Australia: Section 109(3) monetary threshold merely requires proof of a "real and not remote" chance

Curwoods Case Note
Last Updated: 12 July 2012
Article by Dewashish Adhikary

Judgment date: 4 July 2012

Eades v Gunestepe [2012] NSWSC 204

NSW Court of Appeal1

In Brief

  • Section 109(3)(b) of the Motor Accidents Compensation Act (MACA) requires the court to merely consider whether there was a "real and not remote chance or possibility" that a claimant's contributory negligence would be assessed at a level which engages the monetary threshold.
  • A claimant carries the onus of establishing the matters set out in s 109(3)(b).
  • A court, in applying s 109(3)(b), can make its own predictive assessment of likely damages for non-economic loss even though an assessment of permanent impairment has not been made by a Medical Assessor.

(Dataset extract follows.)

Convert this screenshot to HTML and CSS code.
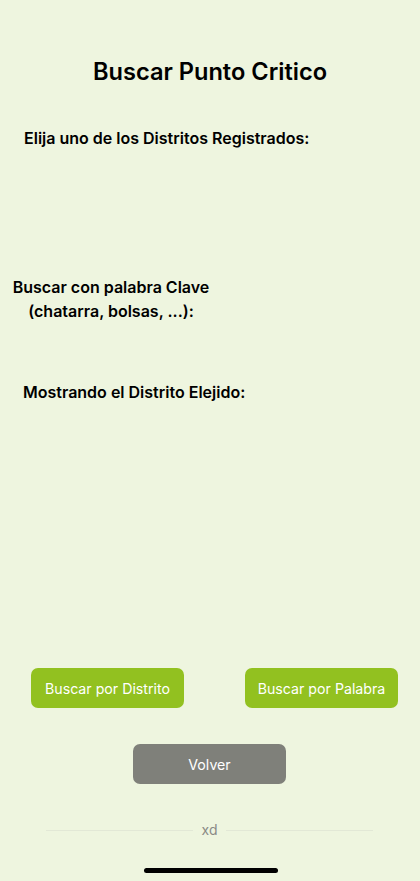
FILE: index.html
```html
<!DOCTYPE html>
<html lang="es">
<head>
<meta charset="utf-8">
<link rel="stylesheet" href="styles.css">
</head>
<body>
<div class="screen">
  <h1 class="title">Buscar Punto Critico</h1>
  <p class="label label-first">Elija uno de los Distritos Registrados:</p>
  <div class="spacer-a"></div>
  <p class="label label-keyword">Buscar con palabra Clave<br>(chatarra, bolsas, ...):</p>
  <div class="spacer-b"></div>
  <p class="label label-show">Mostrando el Distrito Elejido:</p>
  <div class="grow"></div>
  <div class="btn-row">
    <button class="btn btn-green">Buscar por Distrito</button>
    <button class="btn btn-green">Buscar por Palabra</button>
  </div>
  <div class="back-row">
    <button class="btn btn-gray">Volver</button>
  </div>
  <div class="divider">
    <span class="line"></span>
    <span class="divider-text">xd</span>
    <span class="line"></span>
  </div>
  <div class="home-row"><span class="home"></span></div>
</div>
</body>
</html>
```
FILE: styles.css
```css
html, body {
  margin: 0;
  padding: 0;
  background: #eef5df;
}
.screen {
  width: 420px;
  height: 881px;
  display: flex;
  flex-direction: column;
  font-family: Inter, "Noto Sans", sans-serif;
  color: #000;
  box-sizing: border-box;
}
.title {
  margin: 57px 0 0;
  font-size: 23.6px;
  font-weight: 600;
  line-height: 30px;
  text-align: center;
}
.label {
  margin: 0;
  font-size: 16px;
  font-weight: 600;
  line-height: 24px;
}
.label-first {
  margin-top: 39px;
  padding-left: 24px;
}
.spacer-a { height: 125px; }
.label-keyword {
  width: 222px;
  text-align: center;
}
.spacer-b { height: 57px; }
.label-show {
  padding-left: 23px;
}
.grow { flex: 1; }
.btn-row {
  display: flex;
  justify-content: space-between;
  padding: 0 22px 0 31px;
}
.btn {
  width: 153px;
  height: 40px;
  border: none;
  border-radius: 7px;
  color: #fff;
  font-family: Inter, "Noto Sans", sans-serif;
  font-size: 14.2px;
  font-weight: 400;
  padding: 0;
}
.btn-green { background: #92c120; }
.btn-gray { background: #7f807a; }
.back-row {
  display: flex;
  justify-content: center;
  margin-top: 36px;
  padding-right: 1px;
}
.divider {
  display: flex;
  align-items: center;
  margin: 34px 47px 0 46px;
  gap: 9px;
}
.line {
  flex: 1;
  height: 1px;
  background: #e2e8d6;
}
.divider-text {
  font-size: 14px;
  color: #8a8b86;
  line-height: 24px;
}
.home-row {
  display: flex;
  justify-content: center;
  margin-top: 26px;
  margin-bottom: 8px;
  padding-left: 2px;
}
.home {
  width: 134px;
  height: 5px;
  border-radius: 3px;
  background: #000;
}
```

The plaintiff, Kadriye Gunestepe, sustained injuries as a result of a motor vehicle accident which occurred on 2 September 2007. The insurer admitted breach of duty of care but alleged contributory negligence. Ms Gunestepe commenced proceedings in the District Court of NSW one day after the 3-year limitation period prescribed by s 109 of the MACA had expired. In issue was whether her contributory negligence was such as to defeat the monetary threshold contained in s 109(3)(b).

Relevant Law

Section 109(3) provides that:

"The leave of the Court must not be granted unless:

  1. the claimant provides a full and satisfactory explanation to the court for the delay, and
  2. the total damages of all kinds likely to be awarded to the claimant if the claim succeeds are not less than 25% of the maximum amount that may be awarded for non economic loss under section 134 as at the date of the relevant motor accident."

At Trial

The trial judge ascertained Ms Gunestepe's likely entitlement to damages was $120,000. He had limited evidence on the issue of contributory negligence. There was no oral evidence or cross-examination. He found that the damages should be reduced by 10% for contributory negligence. The sum assessed was $108,000, above 25% of the maximum amount for non-economic loss, which was $91,500.

His Honour did not take non-economic loss into account because there had been no assessment of whole person impairment by a Medical Assessor.

Upon Appeal

The Court of Appeal found that the District Court Judge had applied the wrong test with respect to s 109(3)(b).

Hoeben JA stated at [45]:

"What his Honour was required to decide was whether there was a 'real and not remote chance or possibility' that the respondent's contributory negligence would be assessed at 24 percent or less. He was not required to make a specific assessment of contributory negligence. The task which his Honour had to undertake was that described in Sinclair v Darwich 2 ."

The Court in Sinclair had observed at [37]:

"The structure of the Act such as the MAC Act is to assume that the plaintiff will succeed however the court has to assess whether there is a real chance of the verdict exceeding the barrier after considering the reduction for contributory negligence. Now if at the trial the statements of the bystanders is accepted there is a very great likelihood that the respondent was at least as culpable as the driver, probably more so, and it may be that a verdict of fifty percent contributory negligence may be found, however that is not the question. The question is whether there is a real chance of the contributory negligence being assessed at forty percent or less and it seems to me that that answer must be that there is a very real chance of that happening."

After considering the evidence, the Court concluded that there was a real chance that Ms Gunestepe's contributory negligence would have been assessed at 24% or less, thus preserving an entitlement to damages in excess of the threshold.

Who Bears the Onus?

Hoeben JA concluded that as s 109(3) is in the form of a prohibition rather than a grant, the claimant carries the onus of establishing the matters set out in that provision.

Is a Predictive Assessment of Non-Economic Loss Permissible?

At [59] Hoeben JA stated:

"I can see no reason why a court in applying s 109(3)(b) cannot make its own predictive assessment of likely damages for non-economic loss even though an assessment of permanent impairment of more than 10 percent has not been made by a Medical Assessor in accordance with ss 131 and 132 of the MAC Act. This is particularly so when s 109(3)(b) will normally be invoked at an early stage in proceedings before any assessment of permanent impairment has taken place."

Although the trial judge had applied the wrong test under s 109(3)(b), the Court of Appeal concluded that the plaintiff had discharged her onus in relation to the monetary threshold. As such, the insurer's appeal was dismissed.


A claimant carries the onus of establishing that the likely damages to be assessed, were a grant of leave under s 109 to be made, exceeds the monetary threshold. However, where contributory negligence is alleged, all he or she must do is prove that there is a real and not remote chance or possibility that the extent of that negligence does not reduce the likely damages below the threshold.

When assessing likely damages, the Court is entitled to carry out a predictive exercise with regard to whole person impairment even though the dispute has not yet been determined by a Medical Assessor.